▶ The exercise:
Below is a block of data; give all of it again word for word.

▶ Given material:

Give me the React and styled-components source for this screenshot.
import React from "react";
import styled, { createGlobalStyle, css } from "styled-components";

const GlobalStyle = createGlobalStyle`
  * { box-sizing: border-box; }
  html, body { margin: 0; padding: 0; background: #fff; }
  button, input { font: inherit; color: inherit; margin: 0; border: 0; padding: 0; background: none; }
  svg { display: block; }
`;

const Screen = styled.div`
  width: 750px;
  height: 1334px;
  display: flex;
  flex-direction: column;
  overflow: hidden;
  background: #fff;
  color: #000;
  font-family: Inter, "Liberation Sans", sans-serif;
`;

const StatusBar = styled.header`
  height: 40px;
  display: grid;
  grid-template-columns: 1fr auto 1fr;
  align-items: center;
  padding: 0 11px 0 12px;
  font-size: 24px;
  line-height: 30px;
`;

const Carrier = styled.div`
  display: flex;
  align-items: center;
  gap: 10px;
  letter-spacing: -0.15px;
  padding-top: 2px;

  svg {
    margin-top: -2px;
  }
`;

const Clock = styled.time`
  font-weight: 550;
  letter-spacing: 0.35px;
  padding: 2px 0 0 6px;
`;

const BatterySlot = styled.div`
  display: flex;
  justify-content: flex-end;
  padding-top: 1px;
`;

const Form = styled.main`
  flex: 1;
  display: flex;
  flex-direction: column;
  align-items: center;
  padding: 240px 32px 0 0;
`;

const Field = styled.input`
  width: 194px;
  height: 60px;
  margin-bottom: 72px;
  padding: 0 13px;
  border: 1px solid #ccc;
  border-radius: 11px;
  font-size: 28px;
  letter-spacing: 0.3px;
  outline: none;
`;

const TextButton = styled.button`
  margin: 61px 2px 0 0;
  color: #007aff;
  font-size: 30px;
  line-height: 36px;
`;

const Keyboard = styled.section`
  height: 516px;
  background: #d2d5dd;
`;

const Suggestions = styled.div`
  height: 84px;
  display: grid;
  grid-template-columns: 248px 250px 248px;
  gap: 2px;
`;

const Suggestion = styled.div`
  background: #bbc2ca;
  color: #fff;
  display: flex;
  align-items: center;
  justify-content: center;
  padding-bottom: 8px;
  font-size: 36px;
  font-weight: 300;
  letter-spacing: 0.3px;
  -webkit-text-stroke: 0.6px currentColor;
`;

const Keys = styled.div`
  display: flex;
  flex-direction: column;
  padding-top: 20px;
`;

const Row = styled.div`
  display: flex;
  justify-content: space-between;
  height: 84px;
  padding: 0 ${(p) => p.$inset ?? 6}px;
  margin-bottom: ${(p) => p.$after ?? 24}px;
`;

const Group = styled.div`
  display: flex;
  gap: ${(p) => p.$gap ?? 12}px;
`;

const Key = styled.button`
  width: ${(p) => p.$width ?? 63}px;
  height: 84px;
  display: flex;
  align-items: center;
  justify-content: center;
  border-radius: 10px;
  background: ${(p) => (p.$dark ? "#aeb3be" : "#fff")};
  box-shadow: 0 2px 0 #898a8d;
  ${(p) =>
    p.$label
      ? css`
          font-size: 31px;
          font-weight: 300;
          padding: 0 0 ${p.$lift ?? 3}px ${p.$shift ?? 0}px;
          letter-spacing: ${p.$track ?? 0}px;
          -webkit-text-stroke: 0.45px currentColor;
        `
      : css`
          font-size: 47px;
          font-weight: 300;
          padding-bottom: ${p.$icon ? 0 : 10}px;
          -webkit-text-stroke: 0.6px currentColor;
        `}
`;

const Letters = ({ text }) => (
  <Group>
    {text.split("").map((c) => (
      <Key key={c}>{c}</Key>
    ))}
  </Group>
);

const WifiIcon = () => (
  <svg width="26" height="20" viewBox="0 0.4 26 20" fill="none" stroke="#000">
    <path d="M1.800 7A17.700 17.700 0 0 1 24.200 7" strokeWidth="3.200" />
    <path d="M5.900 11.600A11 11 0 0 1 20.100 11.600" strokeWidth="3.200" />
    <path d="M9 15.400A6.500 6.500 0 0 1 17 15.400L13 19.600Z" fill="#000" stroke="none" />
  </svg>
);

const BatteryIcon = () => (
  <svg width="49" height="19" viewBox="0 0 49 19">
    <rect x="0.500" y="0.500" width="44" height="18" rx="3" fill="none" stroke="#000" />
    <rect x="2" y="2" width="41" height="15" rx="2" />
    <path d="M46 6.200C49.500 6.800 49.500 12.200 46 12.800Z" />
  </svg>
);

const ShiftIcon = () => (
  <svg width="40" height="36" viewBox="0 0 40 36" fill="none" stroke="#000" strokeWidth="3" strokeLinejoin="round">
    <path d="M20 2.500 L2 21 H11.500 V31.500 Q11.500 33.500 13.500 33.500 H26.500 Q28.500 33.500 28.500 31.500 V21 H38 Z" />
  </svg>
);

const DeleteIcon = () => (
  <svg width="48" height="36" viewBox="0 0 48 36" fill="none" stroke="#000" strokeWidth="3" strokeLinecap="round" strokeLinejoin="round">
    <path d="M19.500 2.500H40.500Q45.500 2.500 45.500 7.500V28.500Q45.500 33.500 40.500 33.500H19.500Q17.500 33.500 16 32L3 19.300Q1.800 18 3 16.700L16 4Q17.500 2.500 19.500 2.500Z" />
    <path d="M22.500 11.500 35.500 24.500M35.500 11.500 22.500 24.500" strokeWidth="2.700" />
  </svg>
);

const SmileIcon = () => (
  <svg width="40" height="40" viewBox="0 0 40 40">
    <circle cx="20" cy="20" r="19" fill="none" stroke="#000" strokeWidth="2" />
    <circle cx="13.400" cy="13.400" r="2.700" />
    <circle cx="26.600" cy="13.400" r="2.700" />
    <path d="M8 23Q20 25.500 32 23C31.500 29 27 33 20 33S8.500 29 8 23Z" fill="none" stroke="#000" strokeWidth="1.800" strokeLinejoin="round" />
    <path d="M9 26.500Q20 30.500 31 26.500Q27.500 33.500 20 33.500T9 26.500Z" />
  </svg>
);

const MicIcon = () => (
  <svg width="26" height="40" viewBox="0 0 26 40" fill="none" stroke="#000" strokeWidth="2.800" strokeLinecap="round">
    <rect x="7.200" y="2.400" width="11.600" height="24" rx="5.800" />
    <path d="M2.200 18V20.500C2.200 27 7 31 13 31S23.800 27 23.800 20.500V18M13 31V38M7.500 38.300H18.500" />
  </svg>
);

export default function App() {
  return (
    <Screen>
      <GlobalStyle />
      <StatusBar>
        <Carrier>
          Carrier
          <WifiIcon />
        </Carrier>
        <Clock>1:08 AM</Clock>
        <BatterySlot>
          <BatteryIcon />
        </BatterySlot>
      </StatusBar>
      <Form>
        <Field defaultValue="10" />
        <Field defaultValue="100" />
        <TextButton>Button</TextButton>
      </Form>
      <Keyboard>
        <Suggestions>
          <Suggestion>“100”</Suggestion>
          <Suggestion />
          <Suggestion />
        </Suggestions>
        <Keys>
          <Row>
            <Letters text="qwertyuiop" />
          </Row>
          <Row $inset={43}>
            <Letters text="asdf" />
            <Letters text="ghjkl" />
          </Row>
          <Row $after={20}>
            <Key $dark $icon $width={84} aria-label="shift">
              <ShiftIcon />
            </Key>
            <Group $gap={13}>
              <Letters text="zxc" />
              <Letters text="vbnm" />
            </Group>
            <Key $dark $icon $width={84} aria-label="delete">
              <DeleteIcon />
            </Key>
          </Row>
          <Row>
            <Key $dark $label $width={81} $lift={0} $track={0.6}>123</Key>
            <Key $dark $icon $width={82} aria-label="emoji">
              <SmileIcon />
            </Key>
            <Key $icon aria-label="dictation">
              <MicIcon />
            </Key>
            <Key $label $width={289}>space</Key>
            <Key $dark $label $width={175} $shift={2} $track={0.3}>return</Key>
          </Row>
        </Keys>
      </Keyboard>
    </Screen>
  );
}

▶ Response to this task:
Give me the React and styled-components source for this screenshot.
import React from "react";
import styled, { createGlobalStyle, css } from "styled-components";

const GlobalStyle = createGlobalStyle`
  * { box-sizing: border-box; }
  html, body { margin: 0; padding: 0; background: #fff; }
  button, input { font: inherit; color: inherit; margin: 0; border: 0; padding: 0; background: none; }
  svg { display: block; }
`;

const Screen = styled.div`
  width: 750px;
  height: 1334px;
  display: flex;
  flex-direction: column;
  overflow: hidden;
  background: #fff;
  color: #000;
  font-family: Inter, "Liberation Sans", sans-serif;
`;

const StatusBar = styled.header`
  height: 40px;
  display: grid;
  grid-template-columns: 1fr auto 1fr;
  align-items: center;
  padding: 0 11px 0 12px;
  font-size: 24px;
  line-height: 30px;
`;

const Carrier = styled.div`
  display: flex;
  align-items: center;
  gap: 10px;
  letter-spacing: -0.15px;
  padding-top: 2px;

  svg {
    margin-top: -2px;
  }
`;

const Clock = styled.time`
  font-weight: 550;
  letter-spacing: 0.35px;
  padding: 2px 0 0 6px;
`;

const BatterySlot = styled.div`
  display: flex;
  justify-content: flex-end;
  padding-top: 1px;
`;

const Form = styled.main`
  flex: 1;
  display: flex;
  flex-direction: column;
  align-items: center;
  padding: 240px 32px 0 0;
`;

const Field = styled.input`
  width: 194px;
  height: 60px;
  margin-bottom: 72px;
  padding: 0 13px;
  border: 1px solid #ccc;
  border-radius: 11px;
  font-size: 28px;
  letter-spacing: 0.3px;
  outline: none;
`;

const TextButton = styled.button`
  margin: 61px 2px 0 0;
  color: #007aff;
  font-size: 30px;
  line-height: 36px;
`;

const Keyboard = styled.section`
  height: 516px;
  background: #d2d5dd;
`;

const Suggestions = styled.div`
  height: 84px;
  display: grid;
  grid-template-columns: 248px 250px 248px;
  gap: 2px;
`;

const Suggestion = styled.div`
  background: #bbc2ca;
  color: #fff;
  display: flex;
  align-items: center;
  justify-content: center;
  padding-bottom: 8px;
  font-size: 36px;
  font-weight: 300;
  letter-spacing: 0.3px;
  -webkit-text-stroke: 0.6px currentColor;
`;

const Keys = styled.div`
  display: flex;
  flex-direction: column;
  padding-top: 20px;
`;

const Row = styled.div`
  display: flex;
  justify-content: space-between;
  height: 84px;
  padding: 0 ${(p) => p.$inset ?? 6}px;
  margin-bottom: ${(p) => p.$after ?? 24}px;
`;

const Group = styled.div`
  display: flex;
  gap: ${(p) => p.$gap ?? 12}px;
`;

const Key = styled.button`
  width: ${(p) => p.$width ?? 63}px;
  height: 84px;
  display: flex;
  align-items: center;
  justify-content: center;
  border-radius: 10px;
  background: ${(p) => (p.$dark ? "#aeb3be" : "#fff")};
  box-shadow: 0 2px 0 #898a8d;
  ${(p) =>
    p.$label
      ? css`
          font-size: 31px;
          font-weight: 300;
          padding: 0 0 ${p.$lift ?? 3}px ${p.$shift ?? 0}px;
          letter-spacing: ${p.$track ?? 0}px;
          -webkit-text-stroke: 0.45px currentColor;
        `
      : css`
          font-size: 47px;
          font-weight: 300;
          padding-bottom: ${p.$icon ? 0 : 10}px;
          -webkit-text-stroke: 0.6px currentColor;
        `}
`;

const Letters = ({ text }) => (
  <Group>
    {text.split("").map((c) => (
      <Key key={c}>{c}</Key>
    ))}
  </Group>
);

const WifiIcon = () => (
  <svg width="26" height="20" viewBox="0 0.4 26 20" fill="none" stroke="#000">
    <path d="M1.800 7A17.700 17.700 0 0 1 24.200 7" strokeWidth="3.200" />
    <path d="M5.900 11.600A11 11 0 0 1 20.100 11.600" strokeWidth="3.200" />
    <path d="M9 15.400A6.500 6.500 0 0 1 17 15.400L13 19.600Z" fill="#000" stroke="none" />
  </svg>
);

const BatteryIcon = () => (
  <svg width="49" height="19" viewBox="0 0 49 19">
    <rect x="0.500" y="0.500" width="44" height="18" rx="3" fill="none" stroke="#000" />
    <rect x="2" y="2" width="41" height="15" rx="2" />
    <path d="M46 6.200C49.500 6.800 49.500 12.200 46 12.800Z" />
  </svg>
);

const ShiftIcon = () => (
  <svg width="40" height="36" viewBox="0 0 40 36" fill="none" stroke="#000" strokeWidth="3" strokeLinejoin="round">
    <path d="M20 2.500 L2 21 H11.500 V31.500 Q11.500 33.500 13.500 33.500 H26.500 Q28.500 33.500 28.500 31.500 V21 H38 Z" />
  </svg>
);

const DeleteIcon = () => (
  <svg width="48" height="36" viewBox="0 0 48 36" fill="none" stroke="#000" strokeWidth="3" strokeLinecap="round" strokeLinejoin="round">
    <path d="M19.500 2.500H40.500Q45.500 2.500 45.500 7.500V28.500Q45.500 33.500 40.500 33.500H19.500Q17.500 33.500 16 32L3 19.300Q1.800 18 3 16.700L16 4Q17.500 2.500 19.500 2.500Z" />
    <path d="M22.500 11.500 35.500 24.500M35.500 11.500 22.500 24.500" strokeWidth="2.700" />
  </svg>
);

const SmileIcon = () => (
  <svg width="40" height="40" viewBox="0 0 40 40">
    <circle cx="20" cy="20" r="19" fill="none" stroke="#000" strokeWidth="2" />
    <circle cx="13.400" cy="13.400" r="2.700" />
    <circle cx="26.600" cy="13.400" r="2.700" />
    <path d="M8 23Q20 25.500 32 23C31.500 29 27 33 20 33S8.500 29 8 23Z" fill="none" stroke="#000" strokeWidth="1.800" strokeLinejoin="round" />
    <path d="M9 26.500Q20 30.500 31 26.500Q27.500 33.500 20 33.500T9 26.500Z" />
  </svg>
);

const MicIcon = () => (
  <svg width="26" height="40" viewBox="0 0 26 40" fill="none" stroke="#000" strokeWidth="2.800" strokeLinecap="round">
    <rect x="7.200" y="2.400" width="11.600" height="24" rx="5.800" />
    <path d="M2.200 18V20.500C2.200 27 7 31 13 31S23.800 27 23.800 20.500V18M13 31V38M7.500 38.300H18.500" />
  </svg>
);

export default function App() {
  return (
    <Screen>
      <GlobalStyle />
      <StatusBar>
        <Carrier>
          Carrier
          <WifiIcon />
        </Carrier>
        <Clock>1:08 AM</Clock>
        <BatterySlot>
          <BatteryIcon />
        </BatterySlot>
      </StatusBar>
      <Form>
        <Field defaultValue="10" />
        <Field defaultValue="100" />
        <TextButton>Button</TextButton>
      </Form>
      <Keyboard>
        <Suggestions>
          <Suggestion>“100”</Suggestion>
          <Suggestion />
          <Suggestion />
        </Suggestions>
        <Keys>
          <Row>
            <Letters text="qwertyuiop" />
          </Row>
          <Row $inset={43}>
            <Letters text="asdf" />
            <Letters text="ghjkl" />
          </Row>
          <Row $after={20}>
            <Key $dark $icon $width={84} aria-label="shift">
              <ShiftIcon />
            </Key>
            <Group $gap={13}>
              <Letters text="zxc" />
              <Letters text="vbnm" />
            </Group>
            <Key $dark $icon $width={84} aria-label="delete">
              <DeleteIcon />
            </Key>
          </Row>
          <Row>
            <Key $dark $label $width={81} $lift={0} $track={0.6}>123</Key>
            <Key $dark $icon $width={82} aria-label="emoji">
              <SmileIcon />
            </Key>
            <Key $icon aria-label="dictation">
              <MicIcon />
            </Key>
            <Key $label $width={289}>space</Key>
            <Key $dark $label $width={175} $shift={2} $track={0.3}>return</Key>
          </Row>
        </Keys>
      </Keyboard>
    </Screen>
  );
}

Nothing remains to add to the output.